Letters: Sue Paterno saved Penn State football

Penn State coach James Franklin hoists the Big Ten Championship trophy after the Nittany Lions defeated Wisconsin last month to earn a berth in the Rose Bowl.

Sue Paterno saved PSU football

 Monday's Rose Bowl matchup between Penn State and the University of Southern California has generated considerable excitement across Nittany Nation. We're proud of Penn State's resiliency, our fans, our faculty, our coaches, and our team. Perhaps we should remember how we got here.

In July 2012, the Freeh Report of Penn State's involvement in the Jerry Sandusky child-abuse case was released. Penn State then received draconian NCAA sanctions, including a four-year ban from bowl games and a reduction in scholarships for players. That week, former coach Joe Paterno's wife, Sue, asked me, as a newly elected member of the Board of Trustees, to appeal the sanctions. I wrote a letter to the trustees and lodged the appeal. Fellow alumni trustees joined what became known as the Paterno suit, and state Sen. Jake Corman eventually also filed suit. Those actions resulted in the NCAA reducing the sanctions in 2014.

If not for Sue Paterno and her courage to challenge the NCAA, we would just be starting to rebuild this storied program instead of being ranked No. 5 in the country and playing in one of the top bowl games.

While we cheer our Lions, we should be proud of Coach James Franklin and his staff, our players, and our fans. Their talent, loyalty, and courage sustained our school pride. And we should be thankful that Sue remains a part of our team.

|Ryan J. McCombie, State College, Pa.

 More Letters to the Editor

Affordable housing in the works

 Kudos to reporter Caitlin McCabe for her article highlighting the challenges facing low-income renters in Philadelphia ("Rising rents hit affordable housing," Dec. 23). The mayor's Office of Community Empowerment and Opportunity has been tracking this issue closely, given the role housing plays in exacerbating poverty. We know there are no simple solutions to the lack of safe, quality, affordable housing, which is why we are working to align the efforts of public and nonprofit agencies to stabilize Philadelphians' housing security in the short term and to increase it long term.

This work is part of Shared Prosperity, the city's antipoverty plan (www.sharedprosperityphila.org). In the year ahead, our community will need to amplify our efforts, as we know that stable housing is a critical component to living a life of opportunity.

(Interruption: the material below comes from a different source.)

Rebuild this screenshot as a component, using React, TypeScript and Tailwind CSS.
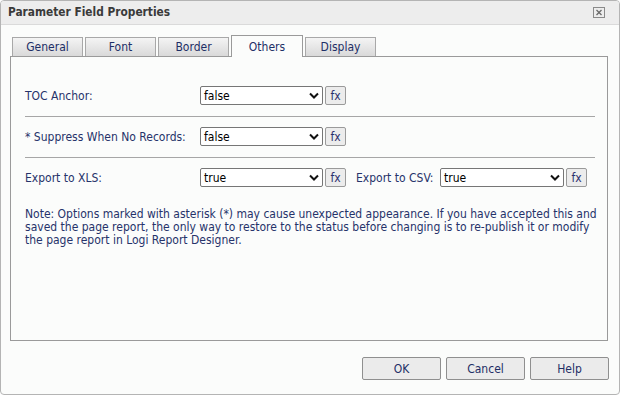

|Mitchell Little, executive director, Office of Community Empowerment and Opportunity, Philadelphia, Mitchell.Little@phila.gov

 Consider source of 'news'

 Amy Ridenour made some interesting observations in her commentary, "Too many feel ignored by press" (Tuesday), but I take exception to her charge that the press is indifferent to the wide range of ailments in this country. Yes, during the campaign the press was forced to focus and comment on the exaggerations and outrageous behavior of Donald Trump, but this was a campaign and election like no other.

The Inquirer has, over the years, done a wonderful job of highlighting the problems people face in their neighborhoods, with their children's schools, their jobs, and their lack of adequate health care. But, do most people even read the paper? Instead, they rely on social media and television stations that support their points of view. We've now seen how unfortunate that is.

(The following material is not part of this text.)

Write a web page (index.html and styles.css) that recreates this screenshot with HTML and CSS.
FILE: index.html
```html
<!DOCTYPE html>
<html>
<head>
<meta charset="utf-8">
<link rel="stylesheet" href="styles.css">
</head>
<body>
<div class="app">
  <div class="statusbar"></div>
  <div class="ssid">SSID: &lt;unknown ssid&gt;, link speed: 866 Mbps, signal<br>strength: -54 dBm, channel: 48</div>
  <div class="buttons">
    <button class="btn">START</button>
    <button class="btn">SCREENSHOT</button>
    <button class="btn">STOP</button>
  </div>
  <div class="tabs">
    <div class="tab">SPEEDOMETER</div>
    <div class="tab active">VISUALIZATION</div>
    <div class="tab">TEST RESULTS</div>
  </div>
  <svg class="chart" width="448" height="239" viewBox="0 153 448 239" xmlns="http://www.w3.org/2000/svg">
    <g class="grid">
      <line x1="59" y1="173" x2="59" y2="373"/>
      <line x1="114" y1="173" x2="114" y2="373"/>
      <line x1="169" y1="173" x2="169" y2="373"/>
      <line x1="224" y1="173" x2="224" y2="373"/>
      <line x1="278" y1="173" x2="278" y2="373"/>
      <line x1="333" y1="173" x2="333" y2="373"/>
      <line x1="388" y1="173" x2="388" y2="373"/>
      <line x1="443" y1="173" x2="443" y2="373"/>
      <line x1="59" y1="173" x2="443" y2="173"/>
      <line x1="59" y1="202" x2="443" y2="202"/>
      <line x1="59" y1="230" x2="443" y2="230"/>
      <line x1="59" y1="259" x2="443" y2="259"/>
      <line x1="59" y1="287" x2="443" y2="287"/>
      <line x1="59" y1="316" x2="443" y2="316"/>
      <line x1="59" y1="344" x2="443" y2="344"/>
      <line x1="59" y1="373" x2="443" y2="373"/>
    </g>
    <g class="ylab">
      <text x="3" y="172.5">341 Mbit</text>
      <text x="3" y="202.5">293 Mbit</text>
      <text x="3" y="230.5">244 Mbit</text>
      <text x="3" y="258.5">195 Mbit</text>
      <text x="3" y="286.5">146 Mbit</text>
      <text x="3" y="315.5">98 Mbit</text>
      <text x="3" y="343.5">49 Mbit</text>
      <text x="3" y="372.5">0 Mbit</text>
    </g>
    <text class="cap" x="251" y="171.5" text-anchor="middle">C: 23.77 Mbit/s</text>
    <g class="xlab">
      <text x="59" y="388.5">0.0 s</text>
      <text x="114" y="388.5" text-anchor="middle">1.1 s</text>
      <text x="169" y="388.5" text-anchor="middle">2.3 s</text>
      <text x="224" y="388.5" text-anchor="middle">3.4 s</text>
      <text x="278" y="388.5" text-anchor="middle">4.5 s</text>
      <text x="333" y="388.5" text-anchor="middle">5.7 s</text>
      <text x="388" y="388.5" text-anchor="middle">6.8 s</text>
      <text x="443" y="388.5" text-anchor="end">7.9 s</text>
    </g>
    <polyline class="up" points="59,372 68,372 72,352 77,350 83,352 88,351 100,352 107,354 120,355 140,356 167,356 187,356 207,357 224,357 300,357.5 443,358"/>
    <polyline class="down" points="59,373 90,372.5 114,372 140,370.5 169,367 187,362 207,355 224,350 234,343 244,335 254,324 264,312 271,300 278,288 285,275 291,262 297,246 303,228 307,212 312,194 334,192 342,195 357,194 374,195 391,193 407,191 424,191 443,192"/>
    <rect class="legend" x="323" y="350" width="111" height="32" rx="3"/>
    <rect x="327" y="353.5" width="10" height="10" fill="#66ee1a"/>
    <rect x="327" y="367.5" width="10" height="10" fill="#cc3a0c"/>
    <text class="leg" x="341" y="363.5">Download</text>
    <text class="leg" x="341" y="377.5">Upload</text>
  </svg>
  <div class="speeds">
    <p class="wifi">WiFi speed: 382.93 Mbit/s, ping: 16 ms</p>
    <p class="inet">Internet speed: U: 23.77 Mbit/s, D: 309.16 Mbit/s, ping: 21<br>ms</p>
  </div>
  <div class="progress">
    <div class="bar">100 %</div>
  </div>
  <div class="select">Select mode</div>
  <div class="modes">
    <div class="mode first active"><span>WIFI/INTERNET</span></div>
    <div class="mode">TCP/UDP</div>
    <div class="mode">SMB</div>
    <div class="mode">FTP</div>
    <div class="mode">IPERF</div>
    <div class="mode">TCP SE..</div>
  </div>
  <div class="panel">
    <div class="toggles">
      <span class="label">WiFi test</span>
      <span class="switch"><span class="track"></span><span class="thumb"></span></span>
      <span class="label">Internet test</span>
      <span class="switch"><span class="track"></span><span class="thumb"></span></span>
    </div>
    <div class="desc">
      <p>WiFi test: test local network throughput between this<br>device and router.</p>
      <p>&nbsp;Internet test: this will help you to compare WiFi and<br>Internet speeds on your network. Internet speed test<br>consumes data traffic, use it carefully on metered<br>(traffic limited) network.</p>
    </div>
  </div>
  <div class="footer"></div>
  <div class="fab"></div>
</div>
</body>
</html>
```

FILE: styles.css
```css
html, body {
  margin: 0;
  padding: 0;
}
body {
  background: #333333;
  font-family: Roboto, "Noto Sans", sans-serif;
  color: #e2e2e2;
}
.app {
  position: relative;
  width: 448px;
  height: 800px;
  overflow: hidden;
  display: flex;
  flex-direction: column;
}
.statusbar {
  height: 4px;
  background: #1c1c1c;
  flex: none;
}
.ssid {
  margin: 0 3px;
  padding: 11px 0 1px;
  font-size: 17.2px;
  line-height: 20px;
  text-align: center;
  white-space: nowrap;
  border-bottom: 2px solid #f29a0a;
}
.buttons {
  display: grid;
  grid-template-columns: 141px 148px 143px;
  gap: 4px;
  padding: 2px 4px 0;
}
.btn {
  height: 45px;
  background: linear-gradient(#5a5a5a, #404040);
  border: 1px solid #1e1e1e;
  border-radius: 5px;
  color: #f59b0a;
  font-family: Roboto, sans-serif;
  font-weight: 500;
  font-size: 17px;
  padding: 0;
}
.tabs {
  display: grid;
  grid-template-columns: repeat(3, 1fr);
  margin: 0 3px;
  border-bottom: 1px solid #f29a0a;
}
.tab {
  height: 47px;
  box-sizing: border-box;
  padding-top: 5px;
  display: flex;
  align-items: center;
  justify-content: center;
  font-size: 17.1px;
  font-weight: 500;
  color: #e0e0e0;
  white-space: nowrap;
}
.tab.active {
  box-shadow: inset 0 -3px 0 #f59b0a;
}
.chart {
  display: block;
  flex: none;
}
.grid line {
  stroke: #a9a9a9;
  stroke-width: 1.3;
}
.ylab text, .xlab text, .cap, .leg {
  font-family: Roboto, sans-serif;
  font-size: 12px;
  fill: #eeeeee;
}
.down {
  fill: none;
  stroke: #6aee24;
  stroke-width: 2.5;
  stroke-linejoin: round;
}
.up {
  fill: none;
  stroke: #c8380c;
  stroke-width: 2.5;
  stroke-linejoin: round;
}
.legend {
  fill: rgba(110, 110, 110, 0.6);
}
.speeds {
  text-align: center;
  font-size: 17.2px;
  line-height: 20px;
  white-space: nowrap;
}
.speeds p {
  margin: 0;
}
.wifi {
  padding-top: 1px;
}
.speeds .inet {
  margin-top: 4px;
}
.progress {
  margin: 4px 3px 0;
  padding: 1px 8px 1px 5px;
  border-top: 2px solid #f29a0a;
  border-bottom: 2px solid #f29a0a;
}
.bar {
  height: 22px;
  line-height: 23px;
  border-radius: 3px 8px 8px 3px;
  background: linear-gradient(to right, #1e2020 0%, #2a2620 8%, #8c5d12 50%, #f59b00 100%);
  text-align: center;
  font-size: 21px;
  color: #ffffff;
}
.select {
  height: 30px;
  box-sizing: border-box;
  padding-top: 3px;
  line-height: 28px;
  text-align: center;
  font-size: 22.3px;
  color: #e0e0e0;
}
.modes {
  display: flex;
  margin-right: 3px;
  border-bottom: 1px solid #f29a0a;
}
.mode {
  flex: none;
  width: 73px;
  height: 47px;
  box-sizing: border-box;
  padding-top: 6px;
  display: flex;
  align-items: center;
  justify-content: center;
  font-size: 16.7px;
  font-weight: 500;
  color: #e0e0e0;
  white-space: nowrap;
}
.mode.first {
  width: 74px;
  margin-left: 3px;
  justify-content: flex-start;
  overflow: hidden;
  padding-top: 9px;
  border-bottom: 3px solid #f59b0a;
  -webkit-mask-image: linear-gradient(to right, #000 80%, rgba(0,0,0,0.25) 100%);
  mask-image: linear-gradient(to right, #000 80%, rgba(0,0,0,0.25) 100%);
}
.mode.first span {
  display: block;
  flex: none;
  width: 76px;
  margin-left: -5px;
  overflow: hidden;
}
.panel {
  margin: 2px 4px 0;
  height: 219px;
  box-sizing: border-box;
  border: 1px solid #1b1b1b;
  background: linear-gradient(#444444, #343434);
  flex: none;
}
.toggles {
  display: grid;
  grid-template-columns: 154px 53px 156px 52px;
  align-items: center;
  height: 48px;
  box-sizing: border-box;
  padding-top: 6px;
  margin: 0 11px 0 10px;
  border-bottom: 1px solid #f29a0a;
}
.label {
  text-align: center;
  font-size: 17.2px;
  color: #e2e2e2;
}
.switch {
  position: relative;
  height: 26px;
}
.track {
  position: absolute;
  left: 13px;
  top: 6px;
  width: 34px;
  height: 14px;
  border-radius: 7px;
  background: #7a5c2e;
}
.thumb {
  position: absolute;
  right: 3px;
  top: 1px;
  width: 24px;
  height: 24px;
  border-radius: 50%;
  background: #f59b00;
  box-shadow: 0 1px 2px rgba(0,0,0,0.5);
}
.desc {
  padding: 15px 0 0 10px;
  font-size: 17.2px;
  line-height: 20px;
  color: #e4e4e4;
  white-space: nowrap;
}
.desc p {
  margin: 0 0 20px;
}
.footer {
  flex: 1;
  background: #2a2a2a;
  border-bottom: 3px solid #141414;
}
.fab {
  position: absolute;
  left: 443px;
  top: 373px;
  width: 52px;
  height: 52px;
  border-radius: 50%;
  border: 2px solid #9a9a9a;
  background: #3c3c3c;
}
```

|Catherine Conahan, Havertown, ckconahan@gmail.com

 

City tobacco rules unfair to stores

 The Philadelphia Board of Health has adopted regulations that will devastate the small businesses of those of us who include tobacco products among the hundreds of products we sell. The regulation to cut the number of tobacco retailer permits will mean that I will not be able to guarantee to someone interested in buying my store that the permit will be available. This significantly reduces the value of my store.

It is not right to take away what I have worked years to build. This regulations will cause financial hardship and is discriminatory against businesspeople. I have been operating in Philadelphia for 25 years. Owning a business in this city has become a thoroughly discouraging experience, and if these regulations are implemented, it will be devastating.

|Bhagwan Bhatti, Girard Food Market, Philadelphia

 

No way to treat an ally

 President Obama's appointment of John Kerry to follow Hillary Clinton as secretary of state culminated a tenure filled with poor choices and counterproductive decisions. On Wednesday, Kerry again demonstrated how not to treat your allies by trying to explain away the United States' abstention on a United Nations resolution condemning Israeli settlements ("Kerry slams settlements," Thursday). In his typical all-knowing, deprecatory style, Kerry defended Obama's decision by saying they were "standing up" for Israel's future and "preserving the two-state future."

That ship sailed long ago. Hamas and the Palestinians want to be recognized as a flag-waving state, but they continue to deny that Israel has a right to exist. When you see how the Palestinian children are taught, you realize the next generation will be no different.

Israel has yielded much and received nothing in return except rockets lobbed into their backyard and terrorist incursions. The Obama reign can't end soon enough.